→ Material provided
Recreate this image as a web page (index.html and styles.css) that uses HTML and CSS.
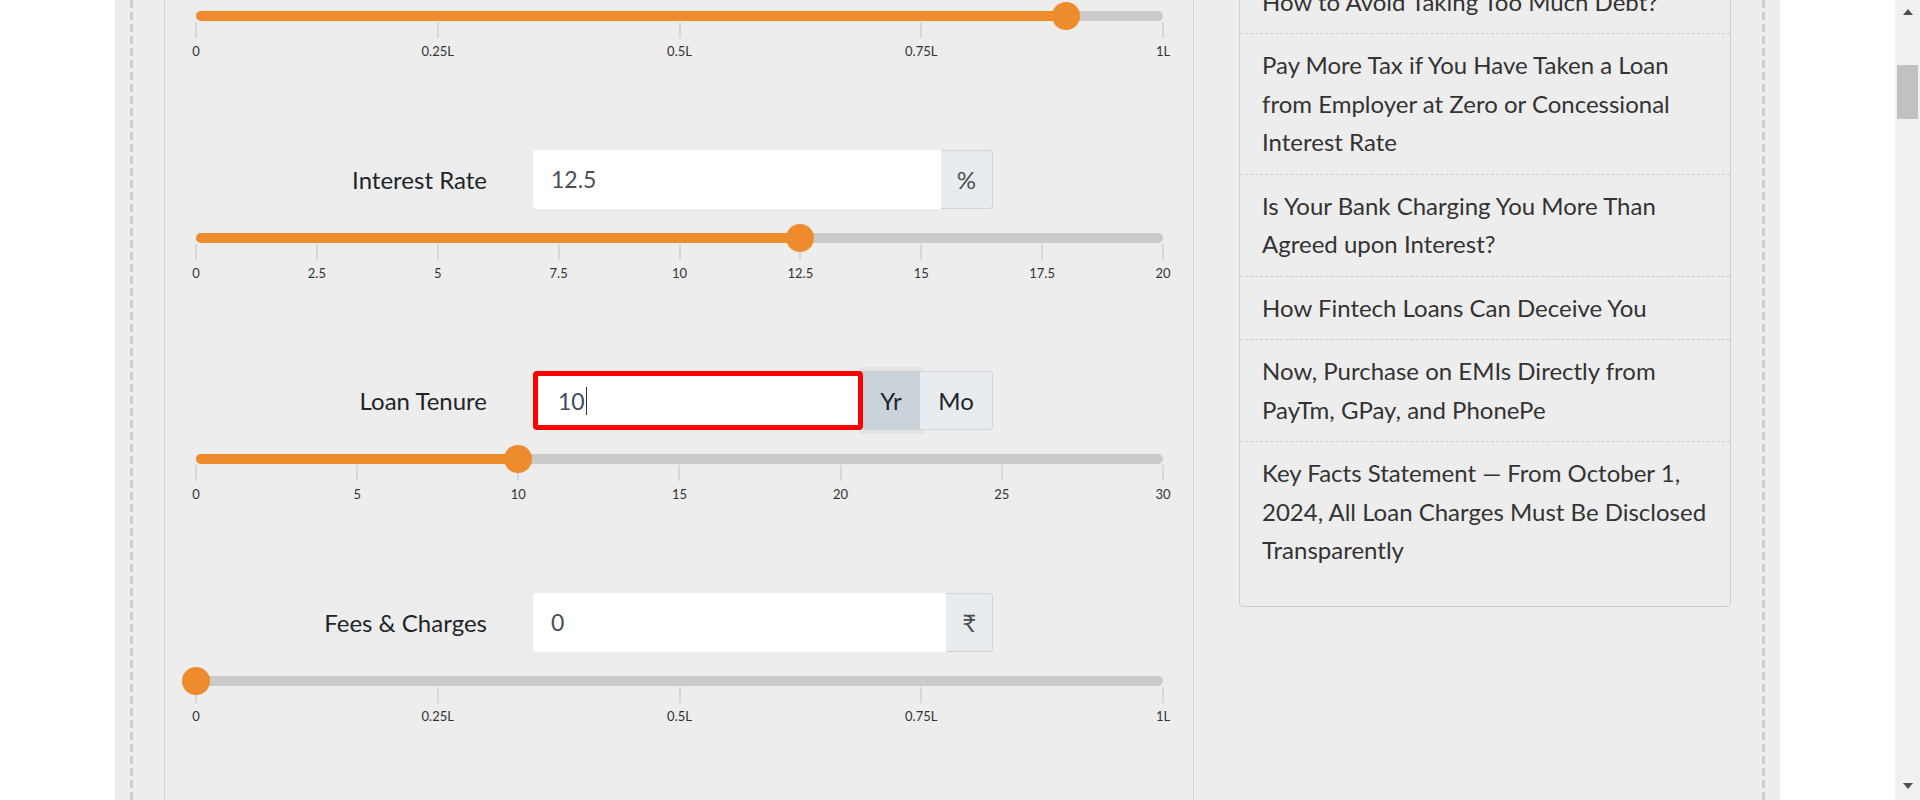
FILE: index.html
```html
<!DOCTYPE html>
<html lang="en">
<head>
<meta charset="utf-8">
<title>Loan EMI Calculator</title>
<link rel="stylesheet" href="styles.css">
</head>
<body>
<div class="screen">
  <main class="page">
    <div class="wrap">
      <div class="rule"></div>
      <div class="content">
        <section class="calc">
          <div class="calc-row">
            <div class="field-line">
              <label class="field-label">Loan Amount</label>
              <div class="input-group">
                <div class="input">90,000</div>
                <span class="addon">₹</span>
              </div>
            </div>
            <div class="slider">
              <div class="fill" style="width:90%"></div>
              <div class="thumb" style="left:90%"></div>
            </div>
            <div class="ticks">
              <div class="tick"><span>0</span></div>
              <div class="tick"><span>0.25L</span></div>
              <div class="tick"><span>0.5L</span></div>
              <div class="tick"><span>0.75L</span></div>
              <div class="tick"><span>1L</span></div>
            </div>
          </div>

          <div class="calc-row">
            <div class="field-line">
              <label class="field-label">Interest Rate</label>
              <div class="input-group">
                <div class="input">12.5</div>
                <span class="addon">%</span>
              </div>
            </div>
            <div class="slider">
              <div class="fill" style="width:62.5%"></div>
              <div class="thumb" style="left:62.5%"></div>
            </div>
            <div class="ticks">
              <div class="tick"><span>0</span></div>
              <div class="tick"><span>2.5</span></div>
              <div class="tick"><span>5</span></div>
              <div class="tick"><span>7.5</span></div>
              <div class="tick"><span>10</span></div>
              <div class="tick"><span>12.5</span></div>
              <div class="tick"><span>15</span></div>
              <div class="tick"><span>17.5</span></div>
              <div class="tick"><span>20</span></div>
            </div>
          </div>

          <div class="calc-row">
            <div class="field-line">
              <label class="field-label">Loan Tenure</label>
              <div class="input-group">
                <div class="input is-focused">10<span class="caret"></span></div>
                <span class="addon toggle is-active">Yr</span>
                <span class="addon toggle">Mo</span>
              </div>
            </div>
            <div class="slider">
              <div class="fill" style="width:33.3333%"></div>
              <div class="thumb" style="left:33.3333%"></div>
            </div>
            <div class="ticks">
              <div class="tick"><span>0</span></div>
              <div class="tick"><span>5</span></div>
              <div class="tick"><span>10</span></div>
              <div class="tick"><span>15</span></div>
              <div class="tick"><span>20</span></div>
              <div class="tick"><span>25</span></div>
              <div class="tick"><span>30</span></div>
            </div>
          </div>

          <div class="calc-row">
            <div class="field-line">
              <label class="field-label">Fees &amp; Charges</label>
              <div class="input-group">
                <div class="input">0</div>
                <span class="addon">₹</span>
              </div>
            </div>
            <div class="slider">
              <div class="fill" style="width:0%"></div>
              <div class="thumb" style="left:0%"></div>
            </div>
            <div class="ticks">
              <div class="tick"><span>0</span></div>
              <div class="tick"><span>0.25L</span></div>
              <div class="tick"><span>0.5L</span></div>
              <div class="tick"><span>0.75L</span></div>
              <div class="tick"><span>1L</span></div>
            </div>
          </div>
        </section>

        <aside class="sidebar">
          <ul class="articles">
            <li>How to Avoid Taking Too Much Debt?</li>
            <li>Pay More Tax if You Have Taken a Loan from Employer at Zero or Concessional Interest Rate</li>
            <li>Is Your Bank Charging You More Than Agreed upon Interest?</li>
            <li>How Fintech Loans Can Deceive You</li>
            <li>Now, Purchase on EMIs Directly from PayTm, GPay, and PhonePe</li>
            <li>Key Facts Statement — From October 1, 2024, All Loan Charges Must Be Disclosed Transparently</li>
          </ul>
        </aside>
      </div>
      <div class="rule"></div>
    </div>
  </main>
  <div class="scrollbar">
    <span class="sb-arrow sb-up"></span>
    <span class="sb-thumb"></span>
    <span class="sb-space"></span>
    <span class="sb-arrow sb-down"></span>
  </div>
</div>
</body>
</html>
```

FILE: styles.css
```css
* { box-sizing: border-box; }

html, body {
  margin: 0;
  padding: 0;
  height: 800px;
  overflow: hidden;
  background: #ffffff;
  font-family: Lato, "Noto Sans", "DejaVu Sans", sans-serif;
}

.screen {
  display: flex;
  height: 800px;
  overflow: hidden;
}

.page {
  flex: 1;
  padding: 0 115px;
  height: 800px;
  overflow: hidden;
  background: #ffffff;
}

.wrap {
  display: flex;
  height: 100%;
  padding: 0 15px;
  background: #ededed;
}

.rule {
  flex: none;
  width: 3px;
  background: repeating-linear-gradient(to bottom, #cecece 0 8px, transparent 8px 12px);
}

.content {
  flex: 1;
  display: flex;
  align-items: flex-start;
  gap: 45px;
  padding: 0 31px;
  margin-top: -72px;
}

/* ---------- calculator ---------- */
.calc {
  flex: none;
  width: 1030px;
  border-left: 1px solid #d2d2d2;
  border-right: 1px solid #d2d2d2;
  padding: 0 30px 0 31px;
}

.calc-row {
  margin-bottom: 90.5px;
}

.field-line {
  display: grid;
  grid-template-columns: 291px 460px;
  column-gap: 46px;
  align-items: center;
  height: 59px;
}

.field-label {
  text-align: right;
  font-size: 24px;
  color: #212529;
}

.input-group {
  display: flex;
  height: 59px;
}

.input {
  flex: 1;
  display: flex;
  align-items: center;
  padding: 0 18px;
  background: #ffffff;
  border-radius: 4px 0 0 4px;
  font-size: 23px;
  color: #495057;
}

.input.is-focused {
  position: relative;
  z-index: 1;
  border: 5.5px solid #ff0000;
  border-radius: 4px;
  padding-left: 20px;
  color: #3d4b5c;
}

.caret {
  display: inline-block;
  width: 1px;
  height: 28px;
  margin-left: 1px;
  background: #333333;
}

.addon {
  flex: none;
  display: flex;
  align-items: center;
  justify-content: center;
  padding: 0 16px;
  background: #e9ecef;
  border: 1px solid #ced4da;
  border-left: 0;
  border-radius: 0 4px 4px 0;
  font-size: 24px;
  color: #495057;
}

.addon.toggle {
  width: 73px;
  padding: 0;
  color: #212529;
}

.addon.toggle.is-active {
  width: 57px;
  border-radius: 0;
  background: #cbd3da;
  border-color: #cbd3da;
  box-shadow: 0 0 0 4px #e3e3e3;
}

/* ---------- slider ---------- */
.slider {
  position: relative;
  height: 10px;
  margin-top: 24px;
  border-radius: 5px;
  background: #cacaca;
}

.fill {
  height: 100%;
  border-radius: 5px;
  background: #ee8c2d;
}

.thumb {
  position: absolute;
  top: 50%;
  width: 28px;
  height: 28px;
  border-radius: 50%;
  background: #ee8c2d;
  transform: translate(-50%, -50%);
}

.ticks {
  display: flex;
  justify-content: space-between;
  margin-top: 1px;
}

.tick {
  width: 0;
  display: flex;
  flex-direction: column;
  align-items: center;
}

.tick::before {
  content: "";
  width: 2px;
  height: 16px;
  background: #d6d8dc;
}

.tick span {
  margin-top: 5px;
  font-size: 13px;
  line-height: 16px;
  color: #333333;
  white-space: nowrap;
}

/* ---------- sidebar ---------- */
.sidebar {
  flex: none;
  width: 492px;
  border: 1px solid #cfcfcf;
  border-radius: 4px;
  padding: 41.5px 0 24px;
}

.articles {
  list-style: none;
  margin: 0;
  padding: 0;
}

.articles li {
  padding: 12px 20px 12px 22px;
  font-size: 24px;
  line-height: 38.5px;
  color: #333333;
  border-bottom: 1px dashed #cccccc;
}

.articles li:last-child {
  border-bottom: 0;
}

/* ---------- scrollbar ---------- */
.scrollbar {
  flex: none;
  width: 25px;
  height: 800px;
  display: flex;
  flex-direction: column;
  align-items: center;
  background: #f1f1f1;
}

.sb-arrow {
  width: 0;
  height: 0;
  border-left: 5.5px solid transparent;
  border-right: 5.5px solid transparent;
}

.sb-up {
  margin-top: 9px;
  border-bottom: 6px solid #505050;
}

.sb-thumb {
  width: 21px;
  height: 54px;
  margin-top: 50px;
  background: #c1c1c1;
}

.sb-space {
  flex: 1;
}

.sb-down {
  margin-bottom: 11px;
  border-top: 6px solid #505050;
}
```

→ Stated goal
Pull out all lines containing "styles".

→ Output of the exercise
Recreate this image as a web page (index.html and styles.css) that uses HTML and CSS.
<link rel="stylesheet" href="styles.css">
FILE: styles.css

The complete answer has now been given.